Key Findings from my PhD Dissertation:
Safety Conditioning is a therapeutic tool to reduce long-term contextual fear in a high-anxiety mouse strain.
I found that these behavioral improvements are followed by a decrease of perineuronal nets (PNNs) around parvalbumin (PV) interneurons within the infralimbic cortex (IL) & sustained PV activity at long-term memory retrieval.
I set out to determine how PNNs may regulate PV’s dynamic range & how PNNs are remodeled in a learning-specific manner. Through this work, I revealed a new non-myelinating role for oligodendrocytes in plasticity.
My work was the first to describe a learning-dependent role for satellite oligodendrocyte lineage cells (satOLCs).
Using single-cell RNA sequencing data, I revealed that oligodendrocyte lineage cells (OLCs) differentially express genes that build or remodel the PNN.
OPCs express PNN structural genes.
Newly-formed OLs express both PNN structural genes & PNN degradation enzymes.
Mature OLs primarily express PNN degradation enzymes.

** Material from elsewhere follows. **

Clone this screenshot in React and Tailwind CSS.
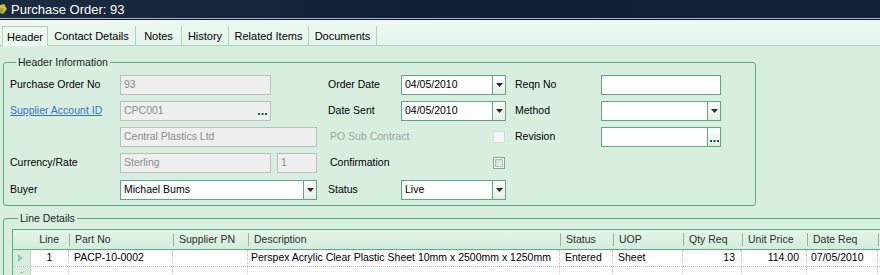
import React from 'react';

const font = { fontFamily: '"Liberation Sans", Arial, sans-serif' };

function DropArrow() {
    return (
        <svg width="7" height="4" viewBox="0 0 7 4"><path d="M0 0h7L3.5 4z" fill="#1f2f27" /></svg>
    );
}

function Dots() {
    return (
        <svg width="9" height="3" viewBox="0 0 9 3">
            <rect x="0" y="0" width="2" height="2" fill="#1e5a3a" />
            <rect x="3.5" y="0" width="2" height="2" fill="#1e5a3a" />
            <rect x="7" y="0" width="2" height="2" fill="#1e5a3a" />
        </svg>
    );
}

function TextBox({ value, width, disabled, dots }) {
    return (
        <div className={`h-[20px] ${width} flex items-center border ${disabled ? 'bg-[#efefef] border-[#b9c1bc] text-[#8c8c8c]' : 'bg-white border-[#5fa882] text-black'}`}>
            <span className="flex-1 pl-[3px] truncate">{value}</span>
            {dots && disabled && <span className="pr-[3px] pt-[6px] flex"><Dots /></span>}
            {dots && !disabled && (
                <span className="h-full w-[13px] border-l border-[#5fa882] bg-gradient-to-b from-white to-[#e4ece7] flex items-end justify-center pb-[3px]"><Dots /></span>
            )}
        </div>
    );
}

function Combo({ value, width }) {
    return (
        <div className={`h-[20px] ${width} flex items-center border bg-white border-[#5fa882]`}>
            <span className="flex-1 pl-[3px] truncate">{value}</span>
            <span className="h-full w-[13px] border-l border-[#5fa882] bg-gradient-to-b from-white to-[#e4ece7] flex items-center justify-center"><DropArrow /></span>
        </div>
    );
}

function Check({ disabled }) {
    return disabled ? (
        <span className="w-[12px] h-[12px] border border-[#d2dcd6] bg-[#f3f6f4]" />
    ) : (
        <span className="w-[12px] h-[12px] border border-[#8ca596] bg-white p-[1px] flex">
            <span className="flex-1 border border-[#a9bdb2] bg-gradient-to-br from-[#c7d6cd] to-[#f4f8f5]" />
        </span>
    );
}

const tabs = [
    { name: 'Header', w: 'w-[46px]' },
    { name: 'Contact Details', w: 'w-[88px]' },
    { name: 'Notes', w: 'w-[46px]' },
    { name: 'History', w: 'w-[47px]' },
    { name: 'Related Items', w: 'w-[80px]' },
    { name: 'Documents', w: 'w-[68px]' },
];

const cols = [
    { name: '', w: 'w-[18px]' },
    { name: 'Line', w: 'w-[38px]', align: 'justify-end pr-[10px]' },
    { name: 'Part No', w: 'w-[104px]' },
    { name: 'Supplier PN', w: 'w-[75px]' },
    { name: 'Description', w: 'w-[312px]' },
    { name: 'Status', w: 'w-[53px]' },
    { name: 'UOP', w: 'w-[70px]' },
    { name: 'Qty Req', w: 'w-[59px]' },
    { name: 'Unit Price', w: 'w-[65px]' },
    { name: 'Date Req', w: 'w-[71px]' },
];

const row = ['', '1', 'PACP-10-0002', '', 'Perspex Acrylic Clear Plastic Sheet 10mm x 2500mm x 1250mm', 'Entered', 'Sheet', '13', '114.00', '07/05/2010'];
const rowAlign = ['', 'justify-center', 'pl-[5px]', 'pl-[5px]', 'pl-[3px]', 'pl-[5px]', 'pl-[5px]', 'justify-end pr-[6px]', 'justify-end pr-[7px]', 'pl-[4px]'];

export default function App() {
    return (
        <div style={font} className="w-[880px] h-[275px] overflow-hidden bg-[#d8efe0] text-[10.5px] text-black">
            {/* title bar */}
            <div className="h-[18px] flex items-center bg-gradient-to-r from-[#1b2b40] via-[#0f1f35] to-[#11223a]">
                <svg width="10" height="12" viewBox="0 0 10 12" className="ml-[-2px]">
                    <path d="M0 3 L6 1 L9 6 L5 11 L0 9z" fill="#d8c23a" />
                    <path d="M0 6 L5 5 L6 9 L0 10z" fill="#8aa83a" />
                </svg>
                <span className="ml-[3px] text-[13px] text-white leading-none">Purchase Order: 93</span>
            </div>
            <div className="h-[1px] bg-[#a9b6be]" />
            <div className="h-[1px] bg-[#0c1726]" />

            {/* tab strip */}
            <div className="h-[26px] flex items-end bg-gradient-to-b from-[#eef8f1] to-[#e5f4ea] border-b border-[#a6d8b7] pl-[2px] text-[11px]">
                {tabs.map((t, i) => (
                    <div key={t.name} className={`${t.w} h-[19px] flex items-center justify-center pt-[1px] ${i === 0 ? 'border border-b-0 border-[#a6d8b7] bg-[#eef8f2] h-[20px] mb-[-1px]' : 'border-r border-[#a6d8b7]'}`}>
                        {t.name}
                    </div>
                ))}
            </div>

            {/* header information */}
            <fieldset className="ml-[3px] mt-[10px] w-[753px] border border-[#5eab82] rounded-[3px] pl-[6px] pb-[5px] pt-[6px]">
                <legend className="ml-[6px] px-[2px] leading-[13px] text-[#1d1d1d]">Header Information</legend>
                <div className="flex flex-col gap-[6px]">
                    <div className="flex items-center h-[20px]">
                        <div className="w-[318px] flex items-center">
                            <span className="w-[110px]">Purchase Order No</span>
                            <TextBox value="93" width="w-[151px]" disabled />
                        </div>
                        <div className="w-[187px] flex items-center">
                            <span className="w-[73px]">Order Date</span>
                            <Combo value="04/05/2010" width="w-[105px]" />
                        </div>
                        <div className="flex items-center">
                            <span className="w-[86px]">Reqn No</span>
                            <TextBox value="" width="w-[120px]" />
                        </div>
                    </div>
                    <div className="flex items-center h-[20px]">
                        <div className="w-[318px] flex items-center">
                            <span className="w-[110px] text-[#3a6fd0] underline">Supplier Account ID</span>
                            <TextBox value="CPC001" width="w-[151px]" disabled dots />
                        </div>
                        <div className="w-[187px] flex items-center">
                            <span className="w-[73px]">Date Sent</span>
                            <Combo value="04/05/2010" width="w-[105px]" />
                        </div>
                        <div className="flex items-center">
                            <span className="w-[86px]">Method</span>
                            <Combo value="" width="w-[120px]" />
                        </div>
                    </div>
                    <div className="flex items-center h-[20px]">
                        <div className="w-[318px] flex items-center">
                            <span className="w-[110px]" />
                            <TextBox value="Central Plastics Ltd" width="w-[197px]" disabled />
                        </div>
                        <div className="w-[187px] flex items-center">
                            <span className="w-[165px] pl-[2px] text-[#9aa59f]">PO Sub Contract</span>
                            <Check disabled />
                        </div>
                        <div className="flex items-center">
                            <span className="w-[86px]">Revision</span>
                            <TextBox value="" width="w-[120px]" dots />
                        </div>
                    </div>
                    <div className="flex items-center h-[20px]">
                        <div className="w-[318px] flex items-center">
                            <span className="w-[110px]">Currency/Rate</span>
                            <TextBox value="Sterling" width="w-[151px]" disabled />
                            <span className="w-[6px]" />
                            <TextBox value="1" width="w-[40px]" disabled />
                        </div>
                        <div className="w-[187px] flex items-center">
                            <span className="w-[165px] pl-[2px]">Confirmation</span>
                            <Check />
                        </div>
                    </div>
                    <div className="flex items-center h-[20px] mt-[1px]">
                        <div className="w-[318px] flex items-center">
                            <span className="w-[110px]">Buyer</span>
                            <Combo value="Michael Bums" width="w-[197px]" />
                        </div>
                        <div className="w-[187px] flex items-center">
                            <span className="w-[73px]">Status</span>
                            <Combo value="Live" width="w-[105px]" />
                        </div>
                    </div>
                </div>
            </fieldset>

            {/* line details */}
            <fieldset className="ml-[3px] mt-[6px] w-[900px] border border-[#5eab82] rounded-[3px] pl-[8px] pt-[4px]">
                <legend className="ml-[6px] px-[2px] leading-[13px] text-[#1d1d1d]">Line Details</legend>
                <div className="border border-[#5eab82] border-r-0 w-[880px]">
                    <div className="flex h-[20px] bg-gradient-to-b from-[#e3f5e9] to-[#d3ecdb] border-b border-[#5eab82]">
                        {cols.map((c, i) => (
                            <div key={i} className={`${c.w} shrink-0 flex items-center whitespace-nowrap ${c.align || ''}`}>
                                {i > 1 && <span className="w-[1px] h-[13px] bg-[#9db0a3] mr-[5px]" />}
                                <span className="text-[#2e2e2e]">{c.name}</span>
                            </div>
                        ))}
                        <span className="w-[1px] h-[13px] bg-[#9db0a3] self-center" />
                    </div>
                    <div className="flex h-[17px] bg-white border-b border-dotted border-[#bcbcbc]">
                        {row.map((v, i) => (
                            <div key={i} className={`${cols[i].w} shrink-0 flex items-center whitespace-nowrap overflow-hidden ${i === 0 ? 'bg-[#d6ecdd] border-r border-[#bfd9c7] pl-[5px]' : 'border-r border-dotted border-[#c4c4c4] ' + rowAlign[i]}`}>
                                {i === 0 ? (
                                    <svg width="5" height="8" viewBox="0 0 5 8"><path d="M0 0L5 4L0 8z" fill="#8ccc9f" /></svg>
                                ) : v}
                            </div>
                        ))}
                    </div>
                    <div className="flex h-[17px] bg-white">
                        {cols.map((c, i) => (
                            <div key={i} className={`${c.w} shrink-0 ${i === 0 ? 'bg-[#d6ecdd] border-r border-[#bfd9c7] flex justify-center pt-[5px]' : 'border-r border-dotted border-[#c4c4c4]'}`}>
                                {i === 0 && <span className="w-[3px] h-[1px] bg-[#8ccc9f]" />}
                            </div>
                        ))}
                    </div>
                </div>
            </fieldset>
        </div>
    );
}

Proposed Outcome of satOL-PNN Regulation. Safety conditioning triggers satOLs to produce enzymes that degrade PNNs. This activity could have a range of effects, such as decreasing overall PNN density, remodeling of existing PNNs by increasing the size of holes (e.g., creating more real estate for new synaptic input), or preventing their formation, freeing PV from its constraints. With reduced PNN presence, PV INs are open to new synaptic connections, both activating and inhibitory. For example, GABAergic inputs would inhibit the PNN-free PV IN, disinhibiting local excitatory PNs (Wang et al., 2024). In this way, PV inhibitory activity is kept at an equilibrium, maintaining IL activation during fear inhibition. By limiting PNN expression, PV INs gain an expanded dynamic range, allowing them to activate selectively based on behavioral demands. This shift supports a balanced excitation-inhibition ratio, which in turn fosters adaptive learning, memory processes, and cognitive flexibility.